WASHINGTON – The National Labor Relations Board (NLRB) has squelched an attempt by the U.S. Postal Service (USPS) to privatize and contract out some of its services. NLRB Administrative Law Judge Paul Bogas ruled that USPS must immediately end its partnership with Staples in a scheme to take jobs away members of the American Postal Workers Union (APWU).
APWU had filed its complaint two years ago.
Among other things, Judge Bogas cited an internal USPS report, dated Sept. 12, 2012, that made it clear the goal of the expansion of its “retail partnerships” was to “[migrate the] majority of volume to retail partners (new & existing).” USPS had not disclosed this memo to the APWU “at any time prior to it being subpoenaed in this litigation.”
Judge Bogas stated that in hiding the memo from the union, the USPS had “illegally and intentionally” ignored its obligation under the National Labor Relations Act (NLRA) to bargain with the APWU over the Staples deal and its effects on members of the union.
“It is clear from the Postal Service’s own documents and testimony the real goal for their ‘retail partnership’ program was to eliminate APWU members’ jobs and to close post offices,” said APWU President Mark Dimondstein.
Voluminous additional evidence was cited in the NLRB ruling showing that postal management had hidden their true intent, the privatization of postal retail operations, from the union. One document noted a USPS consultant’s question to Brian Code, then head of the USPS retail partnership program. The consultant asked whether they will “decrease [bargaining unit clerks] and will have to shut down post] offices to finance the program.”
Code replied, “You are right.”
The Staples saga began in the fall of 2013 when the Postal Service instituted a pilot program that placed mini-post offices in more than 80 Staples stores in four geographic areas of the country. The APWU demanded that the postal counters in Staples stores be staffed by postal employees.
When the Postal Service refused, the union launched a Stop Staples campaign, featuring rallies and protests outside Staples stores that were aimed at educating consumers about the secretive, no-bid deal.

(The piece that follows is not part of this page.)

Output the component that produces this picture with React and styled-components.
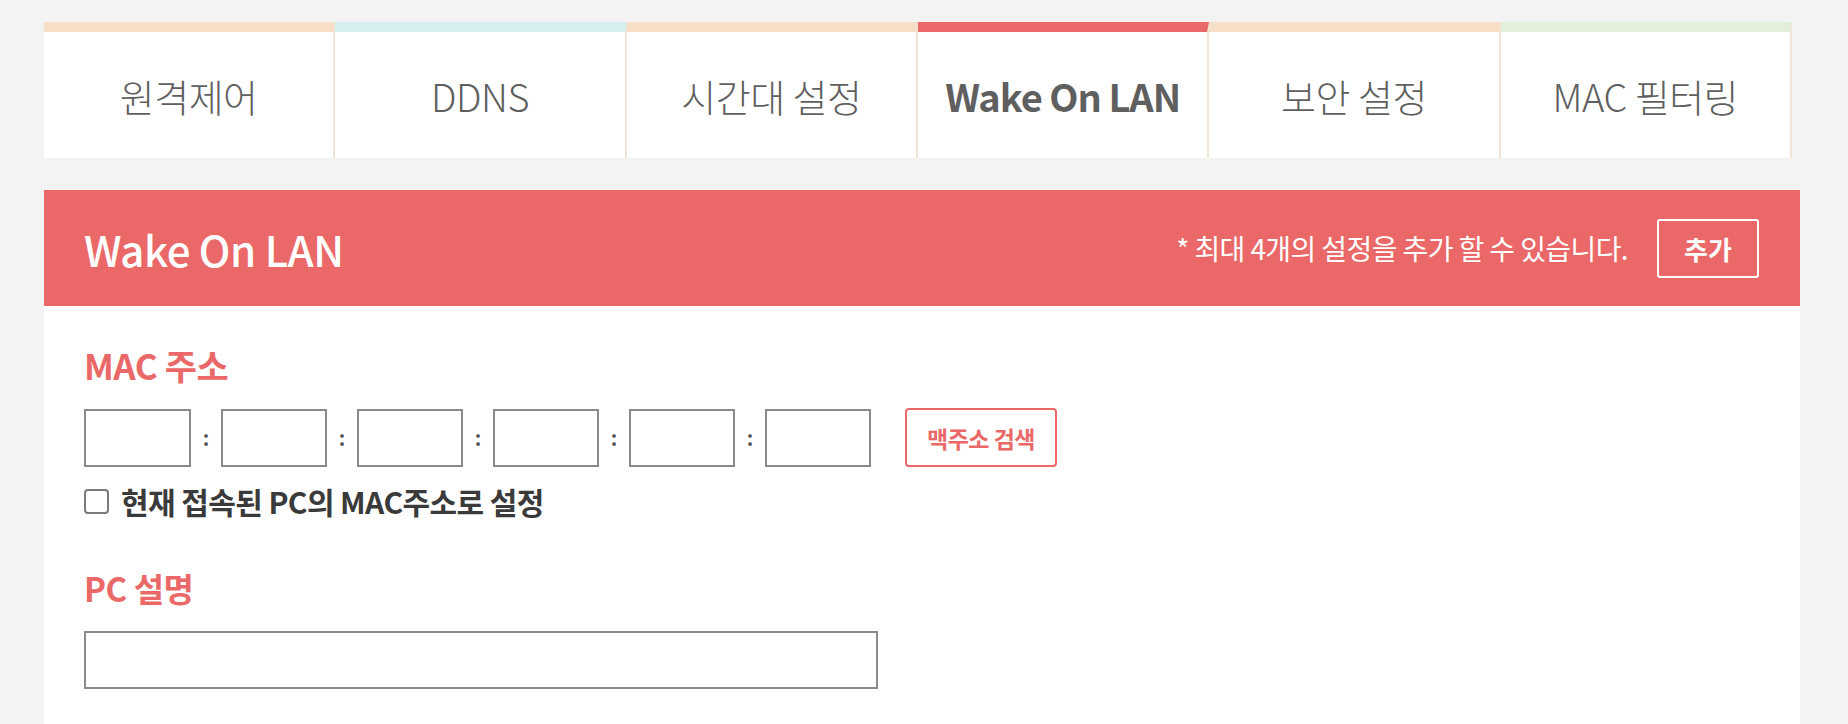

The APWU objected to the program because it “privatizes the retail operations of the public Postal Service; transfers living-wage, union jobs to low-wage jobs and compromises the safety and security of the U.S. mail,” the union wrote.
After months of protests, in April 2014, the union called for a boycott, urging consumers: Don’t Buy Staples!
The AFL-CIO endorsed the boycott and many labor organizations and other groups embraced it. The support of the American Federation of Teachers (AFT) and the National Education Association was critical, because school supplies account for approximately 30 percent of Staples’ revenue.
A Sneaky Maneuver
Just days after the AFT voted to endorse the boycott in July 2014, postal management and Staples announced an end to the pilot program, apparently expecting the APWU to end the Don’t Buy Staples movement.
But the union believed that the Postal Service and Staples were attempting to pull off a sneaky maneuver.
The union didn’t call off the protests.
The union was right. Staples and the Postal Service ended the “retail partnerships pilot project” alright. Then they immediately launched the “Approved Shipper” program. The principal difference was that the Approved Shipper program permitted Staples to sell the products of competitors, such as UPS, in addition to Postal Service products.
“This attempt at trickery shows that the Don’t Buy Staples movement is having an effect,” Dimondstein said at the time. “Staples and the USPS are changing the name of the program, without addressing the fundamental concerns of postal workers and postal customers.”
In response, the Postal Service upped the ante and began to expand the Approved Shipper program to all Staples stores – more than 1,000 of them – around the country.
The union then asked the NLRB to seek a preliminary injunction in court to force the Postal Service to cancel the Approved Shipper deal with Staples immediately.
Two weeks ago, about two years after it filed its complaint, the APWU won the case.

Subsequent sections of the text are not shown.